The value fashion giant Primark shrugged off the recession and the controversy over the BBC’s exposé of some supply chain practices by saying its underlying half-year sales would be up by 5 per cent, but it warned of a disappointing performance from its parent Associated British Foods’ grocery division.

John Bason, the finance director of ABF, whose other brands include Kingsmill bread, Ovaltine drinks and Silver Spoon sugar, said it had not witnessed any impact on Primark’s sales for the half year to 28 February, after the broadcaster’s programme in January, which revealed workers at a Manchester-based garment firm supplying clothes to Primark were earning less than the minimum wage in terrible conditions. “I think the numbers speak for themselves,” Mr Bason said.

Primark is outperforming many of the high street’s clothing stalwarts, notably Marks & Spencer and Next, which last month posted retail like-for-like sales down by 8.9 and 7 per cent respectively, albeit for different trading periods.

However, Primark said the cost of its new 640,000sq ft distribution centre in Thrapston, Northamptonshire, and increased overheads will pull down its operating profit margin.

Primark opened six new stores, including two in the UK and its first store in the Netherlands in Rotterdam, in the first half. It will open a further seven, including three in the UK and its first stores in Portugal and Germany – in Lisbon and Bremen – in the second half of its financial year.

“Primark is in the early stages of becoming a truly pan-European retailer, while it still has substantial growth opportunities in its domestic market,” Graham Jones, an analyst at Panmure Gordon, said.

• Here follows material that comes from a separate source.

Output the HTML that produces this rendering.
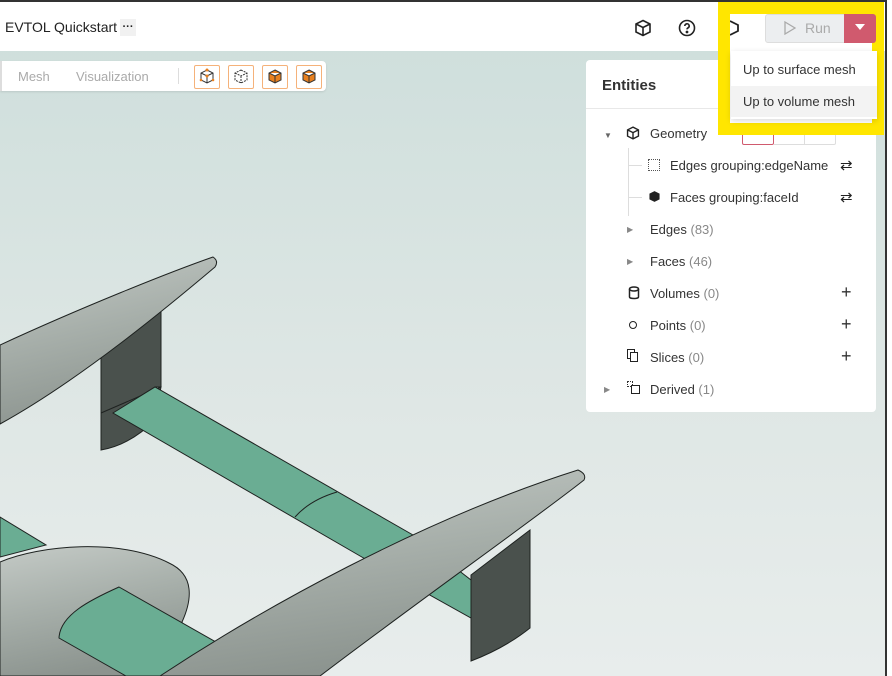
<!DOCTYPE html>
<html><head><meta charset="utf-8"><style>
*{box-sizing:border-box;margin:0;padding:0}
body{width:892px;height:676px;overflow:hidden;position:relative;font-family:"Liberation Sans",sans-serif;background:linear-gradient(180deg,#cddedb 0%,#dfe7e5 60%,#e8edec 100%);color:#222}
.top{position:absolute;left:0;top:0;width:892px;height:51px;background:#fff;border-top:2px solid #333}
.abs{position:absolute}
.tb{position:absolute;left:0;top:61px;width:326px;height:30px;background:#fff;border-radius:0 4px 4px 0;box-shadow:0 1px 2px rgba(0,0,0,.1)}
.ib{position:absolute;top:4px;width:26px;height:24px;border:1px solid #f5b27a;border-radius:2px}
.panel{position:absolute;left:586px;top:60px;width:290px;height:352px;background:#fff;border-radius:4px}
.row{position:absolute;font-size:13px;color:#333}
.row span{color:#888}
.plus{position:absolute;left:255px;font-size:18px;color:#333}
</style></head><body>
<svg class="abs" style="left:0;top:0" width="886" height="676">
<defs>
<linearGradient id="pg" x1="0" y1="0" x2="0.3" y2="1"><stop offset="0" stop-color="#c4cac6"/><stop offset="0.5" stop-color="#a7afaa"/><stop offset="1" stop-color="#8c948f"/></linearGradient>
</defs>
<g stroke="#1e2220" stroke-width="1">
<polygon points="0,517 46,545 0,557" fill="#6aad93"/>
<polygon points="101,350 161,300 161,387 155,387 113,413 101,413" fill="#4a514d"/>
<path d="M101,413 L101,450 Q130,445 155,420 L161,387 Z" fill="#4a514d"/>
<polygon points="113,413 155,387 413,535 471,580 471,618 367,560" fill="#6aad93"/>
<path d="M337,492 Q310,500 295,517" fill="none"/>
<path d="M471,575 L530,530 L530,628 Q505,648 471,661 Z" fill="#4a514d"/>
<path d="M0,562 C40,545 120,538 169,563 C195,575 192,600 182,622 L200,676 L0,676 Z" fill="url(#pg)"/>
<path d="M59,638 C60,615 90,600 119,587 L230,650 L240,676 L126,676 Z" fill="#6aad93"/>
<path d="M0,345 C80,308 170,272 213,257 Q219,261 215,267 C170,305 80,380 0,424 Z" fill="url(#pg)"/>
<path d="M160,676 C260,610 420,520 578,470 Q587,474 584,480 C540,515 420,600 320,676 Z" fill="url(#pg)"/>
</g>
</svg>
<div class="top"></div>
<div class="abs" style="left:5px;top:19px;font-size:14px">EVTOL Quickstart</div>
<div class="abs" style="left:120px;top:19px;width:16px;height:17px;background:#f1f1f1;font-size:11px;text-align:center;line-height:16px;font-weight:bold">···</div>
<svg class="abs" style="left:634px;top:19px" width="18" height="18" viewBox="0 0 18 18" fill="none" stroke="#222" stroke-width="1.6"><path d="M9 1.5 16 5v8l-7 3.5L2 13V5z M2 5l7 3.5L16 5 M9 8.5v8"/></svg>
<svg class="abs" style="left:678px;top:19px" width="18" height="18" viewBox="0 0 18 18" fill="none" stroke="#222" stroke-width="1.6"><circle cx="9" cy="9" r="7.5"/><path d="M6.8 7a2.2 2.2 0 1 1 3 2c-.6.3-.8.7-.8 1.4"/><circle cx="9" cy="13" r=".6" fill="#222"/></svg>
<div class="tb">
<div class="abs" style="left:0;top:0;width:2px;height:30px;background:#ddd"></div>
<div class="abs" style="left:18px;top:8px;font-size:13px;color:#aaa">Mesh</div>
<div class="abs" style="left:76px;top:8px;font-size:13px;color:#aaa">Visualization</div>
<div class="abs" style="left:178px;top:7px;width:1px;height:16px;background:#ddd"></div>
<div class="ib" style="left:194px"></div><div class="ib" style="left:228px"></div><div class="ib" style="left:262px"></div><div class="ib" style="left:296px"></div>
<svg class="abs" style="left:199px;top:7px" width="120" height="18"><g stroke="#333" fill="none" stroke-width="1"><path d="M8 2 14 5v7l-6 3-6-3V5z M2 5l6 3 6-3 M8 8v7"/><path transform="translate(34)" d="M8 2 14 5v7l-6 3-6-3V5z M2 5l6 3 6-3 M8 8v7" stroke-dasharray="2 1"/><path transform="translate(68)" d="M8 2 14 5v7l-6 3-6-3V5z M2 5l6 3 6-3 M8 8v7" fill="#e8801f"/><path transform="translate(102)" d="M8 2 14 5v7l-6 3-6-3V5z M2 5l6 3 6-3 M8 8v7" fill="#e8801f"/></g><circle cx="8" cy="2" r="1.5" fill="#e8801f"/><circle cx="8" cy="8" r="1.5" fill="#e8801f"/><circle cx="2" cy="12" r="1.3" fill="#e8801f"/><circle cx="14" cy="12" r="1.3" fill="#e8801f"/></svg>
</div>
<div class="panel">
<div class="abs" style="left:16px;top:17px;font-size:15px;font-weight:bold;color:#333">Entities</div>
<div class="abs" style="left:0;top:48px;width:290px;height:1px;background:#e8e8e8"></div>
<div class="abs" style="left:18px;top:71px;font-size:8px;color:#666">▼</div>
<svg class="abs" style="left:40px;top:66px" width="14" height="14" viewBox="0 0 18 18" fill="none" stroke="#222" stroke-width="1.8"><path d="M9 1.5 16 5v8l-7 3.5L2 13V5z M2 5l7 3.5L16 5 M9 8.5v8"/></svg>
<div class="row" style="left:64px;top:66px">Geometry</div>
<div class="abs" style="left:156px;top:55px;width:32px;height:30px;border:1px solid #d05a6e;border-radius:2px"></div>
<div class="abs" style="left:188px;top:55px;width:31px;height:30px;border:1px solid #ddd;border-left:none"></div>
<div class="abs" style="left:219px;top:55px;width:31px;height:30px;border:1px solid #ddd;border-left:none;border-radius:0 2px 2px 0"></div>
<div class="abs" style="left:42px;top:88px;width:1px;height:68px;background:#ddd"></div>
<div class="abs" style="left:42px;top:105px;width:14px;height:1px;background:#ddd"></div>
<div class="abs" style="left:42px;top:137px;width:14px;height:1px;background:#ddd"></div>
<div class="abs" style="left:62px;top:99px;width:12px;height:12px;border:1px dotted #555"></div>
<div class="row" style="left:84px;top:98px">Edges grouping:edgeName</div>
<div class="abs" style="left:254px;top:96px;font-size:15px">⇄</div>
<svg class="abs" style="left:62px;top:130px" width="13" height="13" viewBox="0 0 18 18"><path d="M9 1.5 16 5v8l-7 3.5L2 13V5z" fill="#222"/></svg>
<div class="row" style="left:84px;top:130px">Faces grouping:faceId</div>
<div class="abs" style="left:254px;top:128px;font-size:15px">⇄</div>
<div class="abs" style="left:41px;top:165px;font-size:8px;color:#888">▶</div>
<div class="row" style="left:64px;top:162px">Edges <span>(83)</span></div>
<div class="abs" style="left:41px;top:197px;font-size:8px;color:#888">▶</div>
<div class="row" style="left:64px;top:194px">Faces <span>(46)</span></div>
<svg class="abs" style="left:42px;top:226px" width="12" height="14"><ellipse cx="6" cy="3" rx="4.5" ry="2" fill="none" stroke="#222" stroke-width="1.5"/><path d="M1.5 3v8c0 2 9 2 9 0V3" fill="none" stroke="#222" stroke-width="1.5"/></svg>
<div class="row" style="left:64px;top:226px">Volumes <span>(0)</span></div><div class="plus" style="top:222px">+</div>
<div class="abs" style="left:43px;top:261px;width:8px;height:8px;border:1.5px solid #222;border-radius:50%"></div>
<div class="row" style="left:64px;top:258px">Points <span>(0)</span></div><div class="plus" style="top:254px">+</div>
<div class="abs" style="left:41px;top:289px;width:8px;height:10px;border:1.5px solid #222"></div><div class="abs" style="left:44px;top:292px;width:8px;height:10px;border:1.5px solid #222;background:#fff"></div>
<div class="row" style="left:64px;top:290px">Slices <span>(0)</span></div><div class="plus" style="top:286px">+</div>
<div class="abs" style="left:18px;top:325px;font-size:8px;color:#888">▶</div>
<div class="abs" style="left:41px;top:321px;width:6px;height:6px;border:1px dotted #333"></div><div class="abs" style="left:45px;top:325px;width:9px;height:9px;border:1.5px solid #222;background:#fff"></div>
<div class="row" style="left:64px;top:322px">Derived <span>(1)</span></div>
</div>
<div class="abs" style="left:718px;top:2px;width:166px;height:133px;border:12px solid #ffe600;background:transparent"></div>
<div class="abs" style="left:730px;top:14px;width:142px;height:109px;background:#fff"></div>
<svg class="abs" style="left:730px;top:18px" width="12" height="20"><path d="M0 3 L8 7 L8 13 L0 17" fill="none" stroke="#222" stroke-width="1.8"/></svg>
<div class="abs" style="left:765px;top:14px;width:80px;height:29px;background:#eceef0;border:1px solid #ddd;border-radius:3px 0 0 3px"></div>
<svg class="abs" style="left:784px;top:21px" width="12" height="14"><path d="M1 1 11 7 1 13z" fill="none" stroke="#aaa" stroke-width="1.3"/></svg>
<div class="abs" style="left:805px;top:20px;font-size:14px;color:#aaa">Run</div>
<div class="abs" style="left:844px;top:14px;width:32px;height:29px;background:#d05a6e;border-radius:0 3px 3px 0"></div>
<div class="abs" style="left:855px;top:24px;width:0;height:0;border-left:5px solid transparent;border-right:5px solid transparent;border-top:6px solid #fff"></div>
<div class="abs" style="left:731px;top:51px;width:146px;height:68px;background:#fff;box-shadow:0 2px 6px rgba(0,0,0,.15)"></div>
<div class="abs" style="left:731px;top:86px;width:146px;height:31px;background:#f3f3f3"></div>
<div class="abs" style="left:743px;top:62px;font-size:13px;color:#333">Up to surface mesh</div>
<div class="abs" style="left:743px;top:94px;font-size:13px;color:#333">Up to volume mesh</div>
<div class="abs" style="left:885px;top:0;width:2px;height:676px;background:#333"></div>
<div class="abs" style="left:887px;top:0;width:5px;height:676px;background:#fff"></div>
</body></html>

But ABF’s grocery division will be down on last year. It said that profits at the ACH vegetable oil business in the US will be “substantially” lower as a result of stiff competition from rivals’ own-label brands and a sharp rise in the price of its Mazola oil in 2008, which has now fallen back close to previous levels. The group also said that declines at Silver Spoon and George Weston Foods in Australia, where its Tip Top bread was fighting rivals’ own-label brands, would more than “outweigh” progress elsewhere.

ABF said that profits at its sugar and agriculture division will be ahead of last year, as its European and African businesses more than offset a decline in China. Its EU unit delivered a higher- than-expected sugar crop of 1.2 million tonnes. The group said that adjusted operating profit for the half year, to be posted on 21 April, would be “slightly lower” than last year, but said it had budgeted for “little change” for its full-year adjusted earnings. After the update, Credit Suisse lowered its full-year pre-tax profit forecast for ABF by £20m, or 3 per cent, to £628m. Shares in ABF slipped 2p to 643p.